# Work to be completed:
Every record should be copied exactly, except that pictures are to be omitted.

# Records shown:
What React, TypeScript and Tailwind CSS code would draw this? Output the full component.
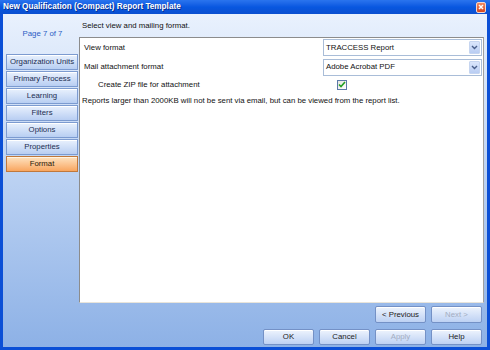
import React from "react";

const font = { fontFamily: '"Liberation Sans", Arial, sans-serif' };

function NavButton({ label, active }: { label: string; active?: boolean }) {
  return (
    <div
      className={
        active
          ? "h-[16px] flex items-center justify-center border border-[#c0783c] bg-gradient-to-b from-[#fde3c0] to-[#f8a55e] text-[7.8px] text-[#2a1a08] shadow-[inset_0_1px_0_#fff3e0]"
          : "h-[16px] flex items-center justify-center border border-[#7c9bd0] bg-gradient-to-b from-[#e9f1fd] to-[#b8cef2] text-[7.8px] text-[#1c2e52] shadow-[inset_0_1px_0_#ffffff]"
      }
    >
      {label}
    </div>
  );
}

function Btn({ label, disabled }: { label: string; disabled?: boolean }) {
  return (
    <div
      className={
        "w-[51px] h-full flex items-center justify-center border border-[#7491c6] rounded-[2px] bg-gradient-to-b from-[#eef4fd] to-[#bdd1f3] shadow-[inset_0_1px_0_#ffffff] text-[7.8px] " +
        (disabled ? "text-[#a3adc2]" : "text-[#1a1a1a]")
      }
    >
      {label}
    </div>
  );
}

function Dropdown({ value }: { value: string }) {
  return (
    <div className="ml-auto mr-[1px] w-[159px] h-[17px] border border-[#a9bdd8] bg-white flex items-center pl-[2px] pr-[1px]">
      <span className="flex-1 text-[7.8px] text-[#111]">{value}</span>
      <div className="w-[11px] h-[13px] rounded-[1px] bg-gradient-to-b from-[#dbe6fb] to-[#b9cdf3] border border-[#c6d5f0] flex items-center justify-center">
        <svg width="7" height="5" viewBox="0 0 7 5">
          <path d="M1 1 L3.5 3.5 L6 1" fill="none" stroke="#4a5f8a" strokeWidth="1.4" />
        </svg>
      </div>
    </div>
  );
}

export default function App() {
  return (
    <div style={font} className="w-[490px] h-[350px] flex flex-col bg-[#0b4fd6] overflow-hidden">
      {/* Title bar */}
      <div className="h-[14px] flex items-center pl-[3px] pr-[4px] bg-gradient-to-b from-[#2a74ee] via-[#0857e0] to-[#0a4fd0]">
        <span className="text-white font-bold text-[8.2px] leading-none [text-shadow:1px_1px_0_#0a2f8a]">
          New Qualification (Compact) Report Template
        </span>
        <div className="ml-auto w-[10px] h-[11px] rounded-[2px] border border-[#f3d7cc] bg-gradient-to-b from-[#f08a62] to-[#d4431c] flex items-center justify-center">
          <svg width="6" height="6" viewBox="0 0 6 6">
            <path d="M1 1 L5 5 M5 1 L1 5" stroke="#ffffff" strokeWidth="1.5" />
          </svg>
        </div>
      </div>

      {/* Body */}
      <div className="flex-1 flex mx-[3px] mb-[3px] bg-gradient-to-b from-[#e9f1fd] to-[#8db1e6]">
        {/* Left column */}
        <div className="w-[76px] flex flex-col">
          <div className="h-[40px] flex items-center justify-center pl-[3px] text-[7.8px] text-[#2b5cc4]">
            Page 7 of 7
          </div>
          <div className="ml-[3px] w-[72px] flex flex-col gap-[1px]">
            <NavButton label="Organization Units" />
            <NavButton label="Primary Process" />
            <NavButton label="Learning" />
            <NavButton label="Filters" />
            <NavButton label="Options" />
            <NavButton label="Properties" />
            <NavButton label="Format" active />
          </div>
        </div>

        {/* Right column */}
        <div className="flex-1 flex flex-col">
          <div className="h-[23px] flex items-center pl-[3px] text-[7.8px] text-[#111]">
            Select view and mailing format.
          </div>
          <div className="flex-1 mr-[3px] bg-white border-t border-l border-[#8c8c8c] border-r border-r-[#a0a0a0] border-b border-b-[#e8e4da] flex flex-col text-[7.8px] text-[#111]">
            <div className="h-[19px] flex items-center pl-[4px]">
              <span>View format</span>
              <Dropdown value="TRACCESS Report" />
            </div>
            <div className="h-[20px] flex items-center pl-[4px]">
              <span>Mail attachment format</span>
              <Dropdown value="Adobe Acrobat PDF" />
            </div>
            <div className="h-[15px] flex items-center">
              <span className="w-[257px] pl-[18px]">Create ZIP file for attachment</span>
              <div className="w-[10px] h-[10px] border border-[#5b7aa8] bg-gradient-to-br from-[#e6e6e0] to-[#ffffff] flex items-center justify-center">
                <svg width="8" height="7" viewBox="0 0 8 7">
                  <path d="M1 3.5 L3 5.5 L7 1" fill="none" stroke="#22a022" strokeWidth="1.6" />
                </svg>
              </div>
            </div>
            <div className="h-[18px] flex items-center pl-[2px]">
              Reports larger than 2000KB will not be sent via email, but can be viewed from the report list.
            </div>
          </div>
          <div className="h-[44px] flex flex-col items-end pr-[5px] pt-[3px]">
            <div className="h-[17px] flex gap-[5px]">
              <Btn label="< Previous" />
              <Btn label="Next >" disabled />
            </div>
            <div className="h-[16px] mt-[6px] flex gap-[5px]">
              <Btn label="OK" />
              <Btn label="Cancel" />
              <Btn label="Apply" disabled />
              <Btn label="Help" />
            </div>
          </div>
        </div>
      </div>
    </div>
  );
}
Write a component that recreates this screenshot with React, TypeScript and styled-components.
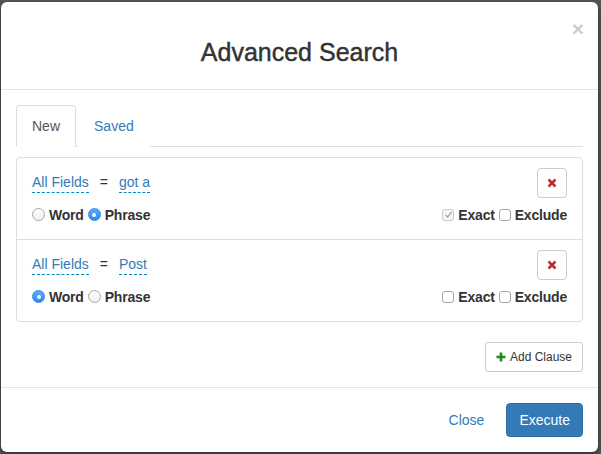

# Final result:
What React, TypeScript and Tailwind CSS code would draw this? Output the full component.
import React from "react";

const font = { fontFamily: '"Liberation Sans", Arial, sans-serif' };

function NavButton({ label, active }: { label: string; active?: boolean }) {
  return (
    <div
      className={
        active
          ? "h-[16px] flex items-center justify-center border border-[#c0783c] bg-gradient-to-b from-[#fde3c0] to-[#f8a55e] text-[7.8px] text-[#2a1a08] shadow-[inset_0_1px_0_#fff3e0]"
          : "h-[16px] flex items-center justify-center border border-[#7c9bd0] bg-gradient-to-b from-[#e9f1fd] to-[#b8cef2] text-[7.8px] text-[#1c2e52] shadow-[inset_0_1px_0_#ffffff]"
      }
    >
      {label}
    </div>
  );
}

function Btn({ label, disabled }: { label: string; disabled?: boolean }) {
  return (
    <div
      className={
        "w-[51px] h-full flex items-center justify-center border border-[#7491c6] rounded-[2px] bg-gradient-to-b from-[#eef4fd] to-[#bdd1f3] shadow-[inset_0_1px_0_#ffffff] text-[7.8px] " +
        (disabled ? "text-[#a3adc2]" : "text-[#1a1a1a]")
      }
    >
      {label}
    </div>
  );
}

function Dropdown({ value }: { value: string }) {
  return (
    <div className="ml-auto mr-[1px] w-[159px] h-[17px] border border-[#a9bdd8] bg-white flex items-center pl-[2px] pr-[1px]">
      <span className="flex-1 text-[7.8px] text-[#111]">{value}</span>
      <div className="w-[11px] h-[13px] rounded-[1px] bg-gradient-to-b from-[#dbe6fb] to-[#b9cdf3] border border-[#c6d5f0] flex items-center justify-center">
        <svg width="7" height="5" viewBox="0 0 7 5">
          <path d="M1 1 L3.5 3.5 L6 1" fill="none" stroke="#4a5f8a" strokeWidth="1.4" />
        </svg>
      </div>
    </div>
  );
}

export default function App() {
  return (
    <div style={font} className="w-[490px] h-[350px] flex flex-col bg-[#0b4fd6] overflow-hidden">
      {/* Title bar */}
      <div className="h-[14px] flex items-center pl-[3px] pr-[4px] bg-gradient-to-b from-[#2a74ee] via-[#0857e0] to-[#0a4fd0]">
        <span className="text-white font-bold text-[8.2px] leading-none [text-shadow:1px_1px_0_#0a2f8a]">
          New Qualification (Compact) Report Template
        </span>
        <div className="ml-auto w-[10px] h-[11px] rounded-[2px] border border-[#f3d7cc] bg-gradient-to-b from-[#f08a62] to-[#d4431c] flex items-center justify-center">
          <svg width="6" height="6" viewBox="0 0 6 6">
            <path d="M1 1 L5 5 M5 1 L1 5" stroke="#ffffff" strokeWidth="1.5" />
          </svg>
        </div>
      </div>

      {/* Body */}
      <div className="flex-1 flex mx-[3px] mb-[3px] bg-gradient-to-b from-[#e9f1fd] to-[#8db1e6]">
        {/* Left column */}
        <div className="w-[76px] flex flex-col">
          <div className="h-[40px] flex items-center justify-center pl-[3px] text-[7.8px] text-[#2b5cc4]">
            Page 7 of 7
          </div>
          <div className="ml-[3px] w-[72px] flex flex-col gap-[1px]">
            <NavButton label="Organization Units" />
            <NavButton label="Primary Process" />
            <NavButton label="Learning" />
            <NavButton label="Filters" />
            <NavButton label="Options" />
            <NavButton label="Properties" />
            <NavButton label="Format" active />
          </div>
        </div>

        {/* Right column */}
        <div className="flex-1 flex flex-col">
          <div className="h-[23px] flex items-center pl-[3px] text-[7.8px] text-[#111]">
            Select view and mailing format.
          </div>
          <div className="flex-1 mr-[3px] bg-white border-t border-l border-[#8c8c8c] border-r border-r-[#a0a0a0] border-b border-b-[#e8e4da] flex flex-col text-[7.8px] text-[#111]">
            <div className="h-[19px] flex items-center pl-[4px]">
              <span>View format</span>
              <Dropdown value="TRACCESS Report" />
            </div>
            <div className="h-[20px] flex items-center pl-[4px]">
              <span>Mail attachment format</span>
              <Dropdown value="Adobe Acrobat PDF" />
            </div>
            <div className="h-[15px] flex items-center">
              <span className="w-[257px] pl-[18px]">Create ZIP file for attachment</span>
              <div className="w-[10px] h-[10px] border border-[#5b7aa8] bg-gradient-to-br from-[#e6e6e0] to-[#ffffff] flex items-center justify-center">
                <svg width="8" height="7" viewBox="0 0 8 7">
                  <path d="M1 3.5 L3 5.5 L7 1" fill="none" stroke="#22a022" strokeWidth="1.6" />
                </svg>
              </div>
            </div>
            <div className="h-[18px] flex items-center pl-[2px]">
              Reports larger than 2000KB will not be sent via email, but can be viewed from the report list.
            </div>
          </div>
          <div className="h-[44px] flex flex-col items-end pr-[5px] pt-[3px]">
            <div className="h-[17px] flex gap-[5px]">
              <Btn label="< Previous" />
              <Btn label="Next >" disabled />
            </div>
            <div className="h-[16px] mt-[6px] flex gap-[5px]">
              <Btn label="OK" />
              <Btn label="Cancel" />
              <Btn label="Apply" disabled />
              <Btn label="Help" />
            </div>
          </div>
        </div>
      </div>
    </div>
  );
}
Write a component that recreates this screenshot with React, TypeScript and styled-components.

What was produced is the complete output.